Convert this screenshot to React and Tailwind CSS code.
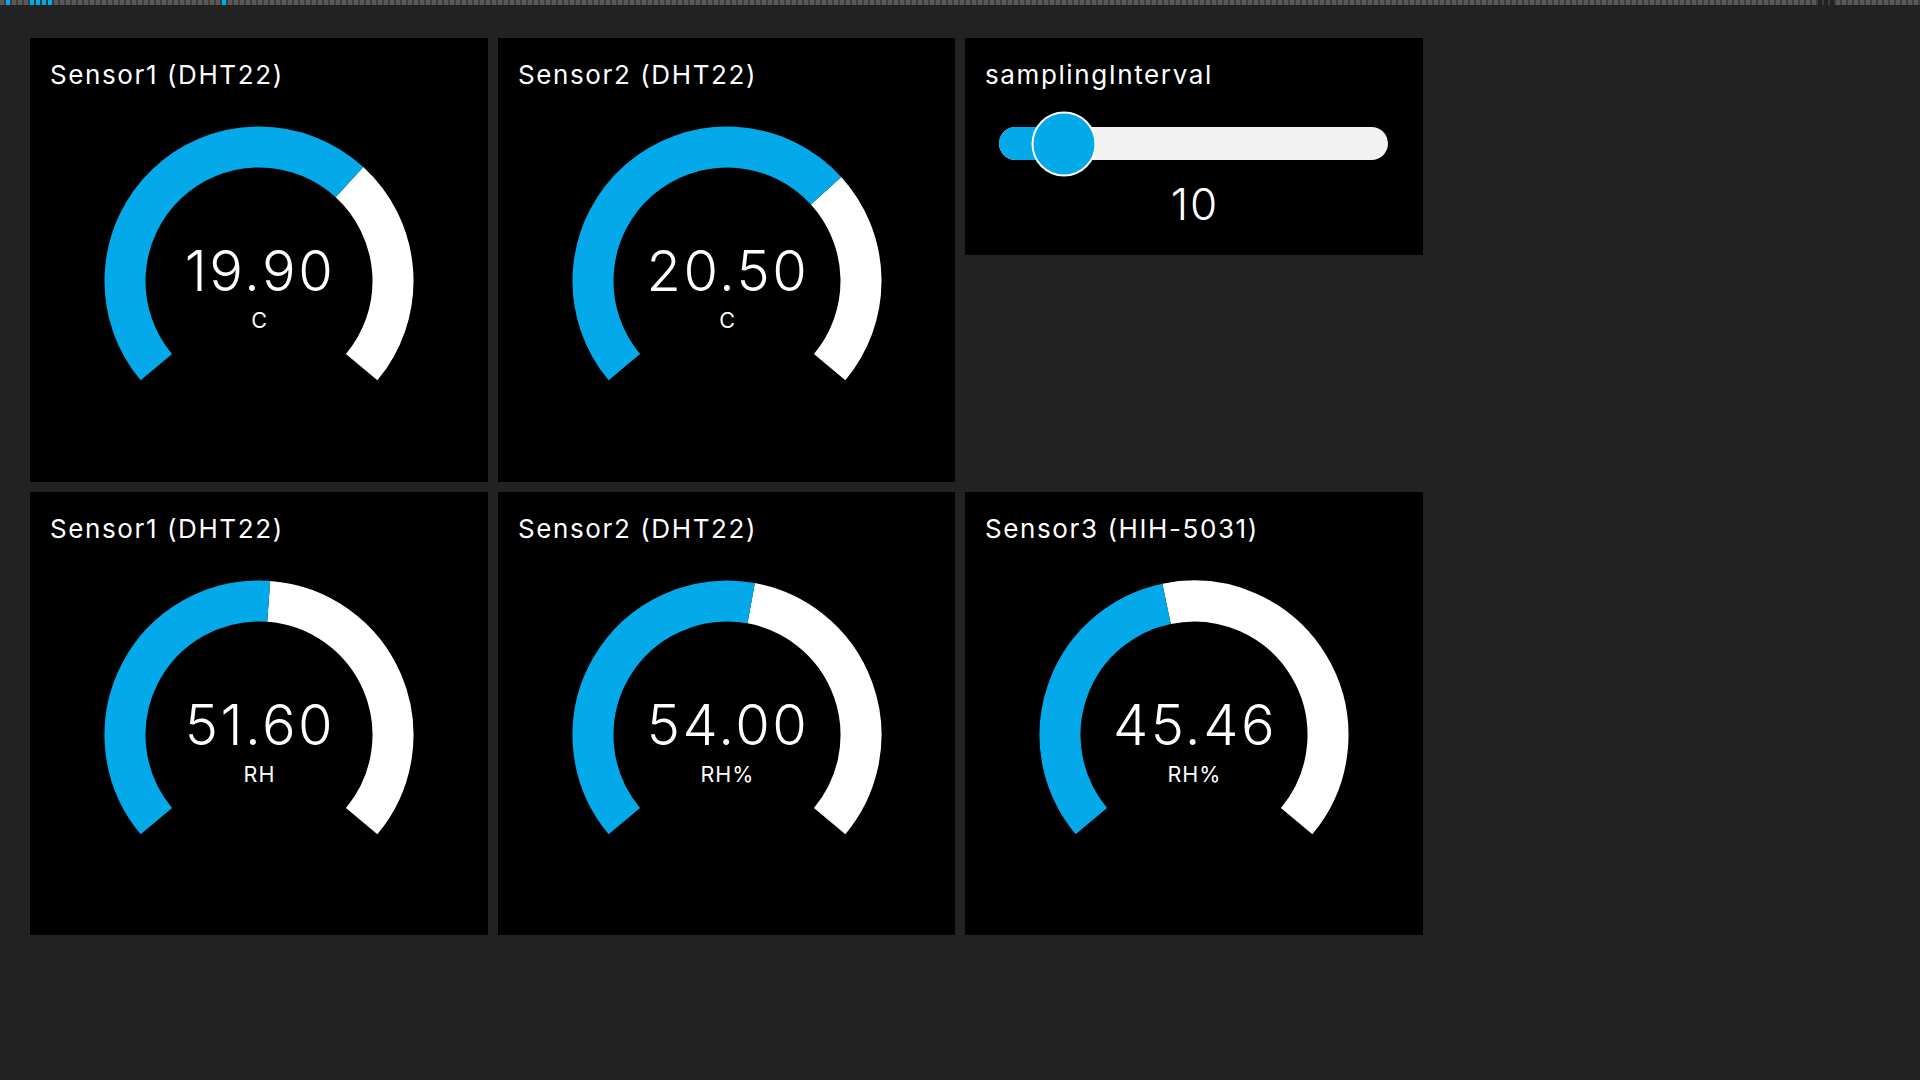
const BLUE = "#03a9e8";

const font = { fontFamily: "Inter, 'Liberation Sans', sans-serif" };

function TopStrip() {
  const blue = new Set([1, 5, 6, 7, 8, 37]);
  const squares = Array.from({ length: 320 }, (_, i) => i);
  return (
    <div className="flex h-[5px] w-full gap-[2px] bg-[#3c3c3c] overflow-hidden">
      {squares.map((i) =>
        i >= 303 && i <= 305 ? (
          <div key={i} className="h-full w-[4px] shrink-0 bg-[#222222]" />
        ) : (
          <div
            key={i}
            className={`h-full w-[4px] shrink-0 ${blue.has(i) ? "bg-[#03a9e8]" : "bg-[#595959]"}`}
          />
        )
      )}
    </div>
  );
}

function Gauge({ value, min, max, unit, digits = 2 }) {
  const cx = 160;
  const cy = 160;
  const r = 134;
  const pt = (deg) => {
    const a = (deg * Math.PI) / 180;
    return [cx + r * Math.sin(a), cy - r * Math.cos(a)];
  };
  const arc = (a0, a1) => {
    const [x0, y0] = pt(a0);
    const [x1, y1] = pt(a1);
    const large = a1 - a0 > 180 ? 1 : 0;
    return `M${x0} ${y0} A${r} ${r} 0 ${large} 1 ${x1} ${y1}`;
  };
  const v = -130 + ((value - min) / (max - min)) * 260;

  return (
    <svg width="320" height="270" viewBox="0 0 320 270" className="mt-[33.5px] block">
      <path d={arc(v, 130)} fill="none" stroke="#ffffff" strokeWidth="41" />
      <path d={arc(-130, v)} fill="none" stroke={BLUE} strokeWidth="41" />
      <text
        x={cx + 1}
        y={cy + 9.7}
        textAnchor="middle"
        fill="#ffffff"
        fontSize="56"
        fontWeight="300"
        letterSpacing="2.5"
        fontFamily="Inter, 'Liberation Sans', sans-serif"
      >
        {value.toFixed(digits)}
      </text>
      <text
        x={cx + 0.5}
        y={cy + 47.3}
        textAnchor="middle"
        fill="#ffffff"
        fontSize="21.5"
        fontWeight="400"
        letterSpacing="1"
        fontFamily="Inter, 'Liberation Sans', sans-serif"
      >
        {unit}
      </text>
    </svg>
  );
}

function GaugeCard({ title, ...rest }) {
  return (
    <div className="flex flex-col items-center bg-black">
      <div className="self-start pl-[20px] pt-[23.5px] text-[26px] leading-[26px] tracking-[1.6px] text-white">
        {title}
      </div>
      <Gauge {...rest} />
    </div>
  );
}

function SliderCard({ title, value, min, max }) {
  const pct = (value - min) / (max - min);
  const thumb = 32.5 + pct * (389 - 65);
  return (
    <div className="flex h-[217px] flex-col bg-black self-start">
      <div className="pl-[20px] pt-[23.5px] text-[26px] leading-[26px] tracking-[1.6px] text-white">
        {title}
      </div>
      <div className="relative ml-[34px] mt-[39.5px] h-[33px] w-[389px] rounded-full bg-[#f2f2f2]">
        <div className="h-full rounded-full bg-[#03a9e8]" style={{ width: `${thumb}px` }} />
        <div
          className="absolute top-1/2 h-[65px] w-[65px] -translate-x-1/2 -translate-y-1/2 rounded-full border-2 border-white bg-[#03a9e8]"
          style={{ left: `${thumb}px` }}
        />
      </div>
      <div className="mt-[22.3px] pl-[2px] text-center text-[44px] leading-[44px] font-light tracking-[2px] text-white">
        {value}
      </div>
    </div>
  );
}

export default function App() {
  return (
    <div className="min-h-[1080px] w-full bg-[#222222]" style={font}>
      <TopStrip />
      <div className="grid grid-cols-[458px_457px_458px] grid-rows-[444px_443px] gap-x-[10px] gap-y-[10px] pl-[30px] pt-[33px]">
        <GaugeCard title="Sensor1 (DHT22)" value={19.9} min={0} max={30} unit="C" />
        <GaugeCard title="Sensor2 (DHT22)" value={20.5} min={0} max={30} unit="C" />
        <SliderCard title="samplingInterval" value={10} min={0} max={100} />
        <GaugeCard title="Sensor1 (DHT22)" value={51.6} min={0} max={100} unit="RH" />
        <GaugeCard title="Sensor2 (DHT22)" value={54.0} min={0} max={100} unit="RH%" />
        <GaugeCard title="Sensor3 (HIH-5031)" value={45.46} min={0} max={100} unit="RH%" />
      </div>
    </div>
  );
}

☆ ☆ ☆

- [EXERCISE]:
Leave out the pictures, then repeat the listing above exactly from its first line to the line with "const v = -130", inclusive.

- [SOLUTION TO THE EXERCISE]:
Convert this screenshot to React and Tailwind CSS code.
const BLUE = "#03a9e8";

const font = { fontFamily: "Inter, 'Liberation Sans', sans-serif" };

function TopStrip() {
  const blue = new Set([1, 5, 6, 7, 8, 37]);
  const squares = Array.from({ length: 320 }, (_, i) => i);
  return (
    <div className="flex h-[5px] w-full gap-[2px] bg-[#3c3c3c] overflow-hidden">
      {squares.map((i) =>
        i >= 303 && i <= 305 ? (
          <div key={i} className="h-full w-[4px] shrink-0 bg-[#222222]" />
        ) : (
          <div
            key={i}
            className={`h-full w-[4px] shrink-0 ${blue.has(i) ? "bg-[#03a9e8]" : "bg-[#595959]"}`}
          />
        )
      )}
    </div>
  );
}

function Gauge({ value, min, max, unit, digits = 2 }) {
  const cx = 160;
  const cy = 160;
  const r = 134;
  const pt = (deg) => {
    const a = (deg * Math.PI) / 180;
    return [cx + r * Math.sin(a), cy - r * Math.cos(a)];
  };
  const arc = (a0, a1) => {
    const [x0, y0] = pt(a0);
    const [x1, y1] = pt(a1);
    const large = a1 - a0 > 180 ? 1 : 0;
    return `M${x0} ${y0} A${r} ${r} 0 ${large} 1 ${x1} ${y1}`;
  };
  const v = -130 + ((value - min) / (max - min)) * 260;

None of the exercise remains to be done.